Restate the listing that follows word for word, without its pictures.

INFORMATION SUPPLIED:

--- Begin ---

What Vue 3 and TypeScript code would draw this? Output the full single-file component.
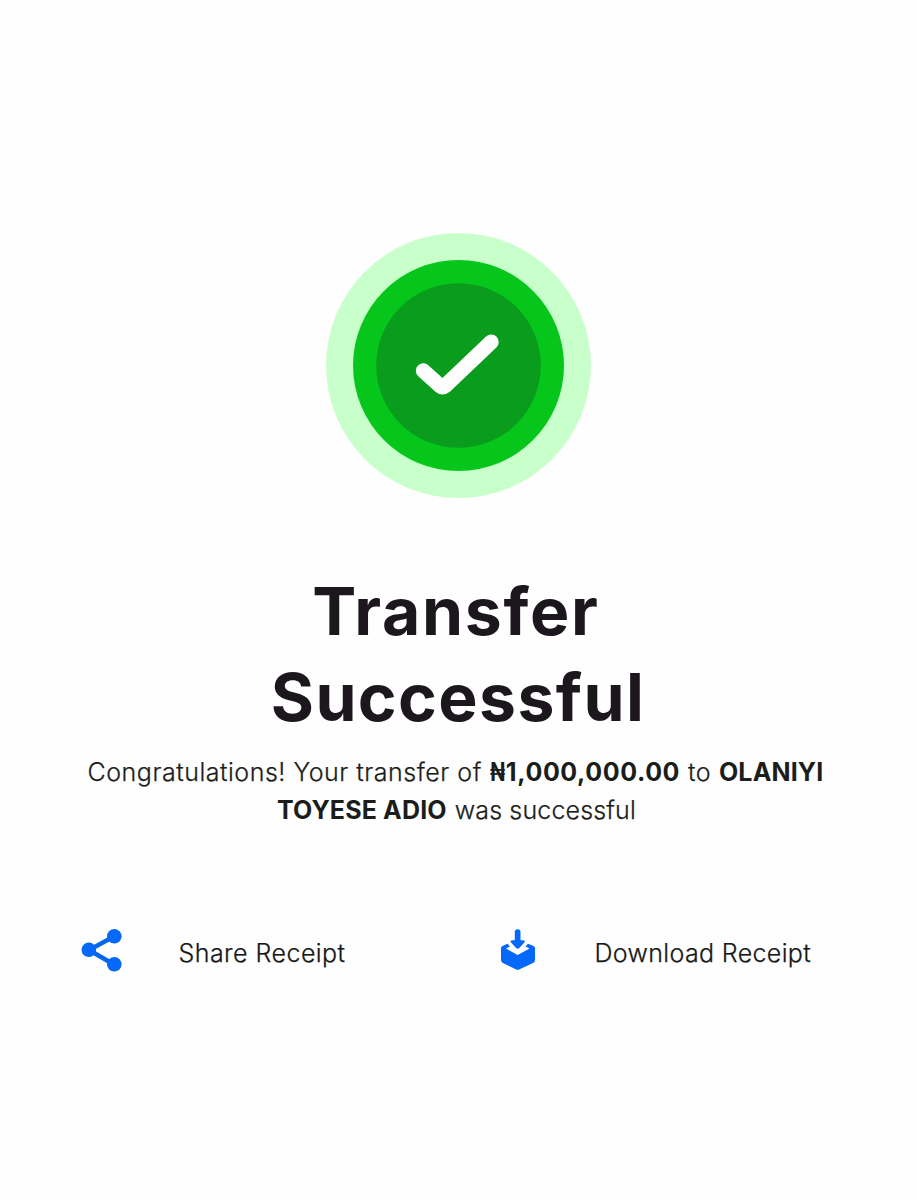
<script setup lang="ts">
interface Transfer {
  currency: string
  amount: string
  firstName: string
  otherNames: string
}

const transfer: Transfer = {
  currency: '₦',
  amount: '1,000,000.00',
  firstName: 'OLANIYI',
  otherNames: 'TOYESE ADIO',
}
</script>

<template>
  <main class="screen">
    <svg class="badge" viewBox="0 0 266 267" role="img" aria-label="Success">
      <circle class="halo" cx="132.500" cy="133.500" r="132.500" />
      <circle class="ring" cx="132.500" cy="133.500" r="105.500" />
      <circle class="disc" cx="132.500" cy="133.500" r="82.300" />
      <path class="tick" d="M97.300 138.700 L114.200 154 Q116.600 156 119 154 L165.200 110" />
    </svg>

    <h1 class="title">
      <span class="title-line first">Transfer</span>
      <span class="title-line second">Successful</span>
    </h1>

    <p class="message">
      <span class="line">
        <span class="intro">Congratulations! Your transfer of</span>
        <strong class="amount"><span class="currency">{{ transfer.currency }}</span>{{ transfer.amount }}</strong>
        <span class="to">to</span>
        <strong class="name">{{ transfer.firstName }}</strong>
      </span>
      <span class="line">
        <strong class="name">{{ transfer.otherNames }}</strong>
        <span class="outcome">was successful</span>
      </span>
    </p>

    <div class="actions">
      <button class="action share" type="button">
        <svg class="icon" viewBox="0 0 42 44" aria-hidden="true">
          <path class="link" d="M33 8.500 L8 22 L33 36.500" />
          <circle cx="33.300" cy="8.300" r="7.300" />
          <circle cx="7.800" cy="21.800" r="7.300" />
          <circle cx="33.300" cy="36.300" r="7.300" />
        </svg>
        <span class="label">Share Receipt</span>
      </button>
      <button class="action download" type="button">
        <svg class="icon" viewBox="0 0 42 44" aria-hidden="true">
          <path d="M17.800 3.800 Q17.800 1.300 20.700 1.300 Q23.500 1.300 23.500 3.800 V12.300 H26 Q28.800 12.600 27.300 14.600 L22.300 20 Q20.700 21.500 19.100 20 L14.100 14.600 Q12.600 12.600 15.400 12.300 H17.800 Z" />
          <path d="M4 20 Q4 18.800 5.500 18 L10.500 15.800 L13 18.600 L9 20.600 L20.700 27 L32.500 20.600 L28.500 18.600 L31 15.800 L36.500 18 Q38 18.800 38 20 V32 Q38 33.800 36.500 34.700 L22.700 41.200 Q20.700 42.200 18.700 41.200 L5.500 34.700 Q4 33.800 4 32 Z" />
        </svg>
        <span class="label">Download Receipt</span>
      </button>
    </div>
  </main>
</template>

<style>
body {
  margin: 0;
  background: #fefefe;
}
</style>

<style scoped>
.screen {
  box-sizing: border-box;
  width: 917px;
  height: 1200px;
  padding: 232px 2px 0 0;
  display: flex;
  flex-direction: column;
  align-items: center;
  background: #fefefe;
  color: #1b1d1b;
  font-family: Inter, "Liberation Sans", sans-serif;
  overflow: hidden;
}

.badge {
  width: 266px;
  height: 267px;
  margin-left: 2px;
  flex: none;
}

.halo { fill: #c9ffca; }
.ring { fill: #06c61b; }
.disc { fill: #0a9c1c; }

.tick {
  fill: none;
  stroke: #fefefe;
  stroke-width: 15;
  stroke-linecap: round;
  stroke-linejoin: round;
}

.title {
  margin: 69px 0 0;
  display: flex;
  flex-direction: column;
  align-items: center;
  color: #1b171d;
  font-size: 66px;
  font-weight: 700;
  line-height: 86px;
}

.title-line {
  white-space: nowrap;
}

.first {
  margin-right: 3px;
  letter-spacing: 1.7px;
}

.second {
  margin-left: 1px;
  letter-spacing: 1.4px;
}

.message {
  margin: 13px 0 0;
  display: flex;
  flex-direction: column;
  align-items: center;
  font-size: 25px;
  font-weight: 300;
  line-height: 38px;
}

.line {
  display: flex;
  gap: 8px;
  white-space: nowrap;
}

.line:first-child { margin-right: 4px; }
.line:last-child { margin-right: 2px; }

.message strong { font-weight: 700; }

.intro,
.to,
.outcome,
.label {
  -webkit-text-stroke: 0.25px currentColor;
}

.intro { letter-spacing: 0.52px; }
.message .amount { letter-spacing: 0.6px; }
.to { letter-spacing: 0.4px; }
.name { letter-spacing: 0.15px; }
.outcome { letter-spacing: 0.15px; }

.currency {
  display: inline-block;
  margin-right: -3.500px;
  transform: scaleX(0.8);
  transform-origin: left center;
}

.actions {
  width: 757px;
  margin: 96px 0 0 4px;
  display: grid;
  grid-template-columns: 416px 1fr;
}

.action {
  display: flex;
  align-items: center;
  gap: 55.500px;
  padding: 0;
  border: 0;
  background: none;
  color: #161816;
  font: inherit;
  font-size: 25px;
  font-weight: 300;
  line-height: 44px;
  white-space: nowrap;
}

.icon {
  width: 42px;
  height: 44px;
  flex: none;
  fill: #0668f8;
}

.link {
  fill: none;
  stroke: #0668e8;
  stroke-width: 4.500;
}

.label {
  padding-top: 6px;
  letter-spacing: 0.45px;
}

.download .label {
  padding-top: 5px;
  letter-spacing: 0.35px;
}
</style>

--- End ---

WRITTEN ANSWER:
What Vue 3 and TypeScript code would draw this? Output the full single-file component.
<script setup lang="ts">
interface Transfer {
  currency: string
  amount: string
  firstName: string
  otherNames: string
}

const transfer: Transfer = {
  currency: '₦',
  amount: '1,000,000.00',
  firstName: 'OLANIYI',
  otherNames: 'TOYESE ADIO',
}
</script>

<template>
  <main class="screen">
    <svg class="badge" viewBox="0 0 266 267" role="img" aria-label="Success">
      <circle class="halo" cx="132.500" cy="133.500" r="132.500" />
      <circle class="ring" cx="132.500" cy="133.500" r="105.500" />
      <circle class="disc" cx="132.500" cy="133.500" r="82.300" />
      <path class="tick" d="M97.300 138.700 L114.200 154 Q116.600 156 119 154 L165.200 110" />
    </svg>

    <h1 class="title">
      <span class="title-line first">Transfer</span>
      <span class="title-line second">Successful</span>
    </h1>

    <p class="message">
      <span class="line">
        <span class="intro">Congratulations! Your transfer of</span>
        <strong class="amount"><span class="currency">{{ transfer.currency }}</span>{{ transfer.amount }}</strong>
        <span class="to">to</span>
        <strong class="name">{{ transfer.firstName }}</strong>
      </span>
      <span class="line">
        <strong class="name">{{ transfer.otherNames }}</strong>
        <span class="outcome">was successful</span>
      </span>
    </p>

    <div class="actions">
      <button class="action share" type="button">
        <svg class="icon" viewBox="0 0 42 44" aria-hidden="true">
          <path class="link" d="M33 8.500 L8 22 L33 36.500" />
          <circle cx="33.300" cy="8.300" r="7.300" />
          <circle cx="7.800" cy="21.800" r="7.300" />
          <circle cx="33.300" cy="36.300" r="7.300" />
        </svg>
        <span class="label">Share Receipt</span>
      </button>
      <button class="action download" type="button">
        <svg class="icon" viewBox="0 0 42 44" aria-hidden="true">
          <path d="M17.800 3.800 Q17.800 1.300 20.700 1.300 Q23.500 1.300 23.500 3.800 V12.300 H26 Q28.800 12.600 27.300 14.600 L22.300 20 Q20.700 21.500 19.100 20 L14.100 14.600 Q12.600 12.600 15.400 12.300 H17.800 Z" />
          <path d="M4 20 Q4 18.800 5.500 18 L10.500 15.800 L13 18.600 L9 20.600 L20.700 27 L32.500 20.600 L28.500 18.600 L31 15.800 L36.500 18 Q38 18.800 38 20 V32 Q38 33.800 36.500 34.700 L22.700 41.200 Q20.700 42.200 18.700 41.200 L5.500 34.700 Q4 33.800 4 32 Z" />
        </svg>
        <span class="label">Download Receipt</span>
      </button>
    </div>
  </main>
</template>

<style>
body {
  margin: 0;
  background: #fefefe;
}
</style>

<style scoped>
.screen {
  box-sizing: border-box;
  width: 917px;
  height: 1200px;
  padding: 232px 2px 0 0;
  display: flex;
  flex-direction: column;
  align-items: center;
  background: #fefefe;
  color: #1b1d1b;
  font-family: Inter, "Liberation Sans", sans-serif;
  overflow: hidden;
}

.badge {
  width: 266px;
  height: 267px;
  margin-left: 2px;
  flex: none;
}

.halo { fill: #c9ffca; }
.ring { fill: #06c61b; }
.disc { fill: #0a9c1c; }

.tick {
  fill: none;
  stroke: #fefefe;
  stroke-width: 15;
  stroke-linecap: round;
  stroke-linejoin: round;
}

.title {
  margin: 69px 0 0;
  display: flex;
  flex-direction: column;
  align-items: center;
  color: #1b171d;
  font-size: 66px;
  font-weight: 700;
  line-height: 86px;
}

.title-line {
  white-space: nowrap;
}

.first {
  margin-right: 3px;
  letter-spacing: 1.7px;
}

.second {
  margin-left: 1px;
  letter-spacing: 1.4px;
}

.message {
  margin: 13px 0 0;
  display: flex;
  flex-direction: column;
  align-items: center;
  font-size: 25px;
  font-weight: 300;
  line-height: 38px;
}

.line {
  display: flex;
  gap: 8px;
  white-space: nowrap;
}

.line:first-child { margin-right: 4px; }
.line:last-child { margin-right: 2px; }

.message strong { font-weight: 700; }

.intro,
.to,
.outcome,
.label {
  -webkit-text-stroke: 0.25px currentColor;
}

.intro { letter-spacing: 0.52px; }
.message .amount { letter-spacing: 0.6px; }
.to { letter-spacing: 0.4px; }
.name { letter-spacing: 0.15px; }
.outcome { letter-spacing: 0.15px; }

.currency {
  display: inline-block;
  margin-right: -3.500px;
  transform: scaleX(0.8);
  transform-origin: left center;
}

.actions {
  width: 757px;
  margin: 96px 0 0 4px;
  display: grid;
  grid-template-columns: 416px 1fr;
}

.action {
  display: flex;
  align-items: center;
  gap: 55.500px;
  padding: 0;
  border: 0;
  background: none;
  color: #161816;
  font: inherit;
  font-size: 25px;
  font-weight: 300;
  line-height: 44px;
  white-space: nowrap;
}

.icon {
  width: 42px;
  height: 44px;
  flex: none;
  fill: #0668f8;
}

.link {
  fill: none;
  stroke: #0668e8;
  stroke-width: 4.500;
}

.label {
  padding-top: 6px;
  letter-spacing: 0.45px;
}

.download .label {
  padding-top: 5px;
  letter-spacing: 0.35px;
}
</style>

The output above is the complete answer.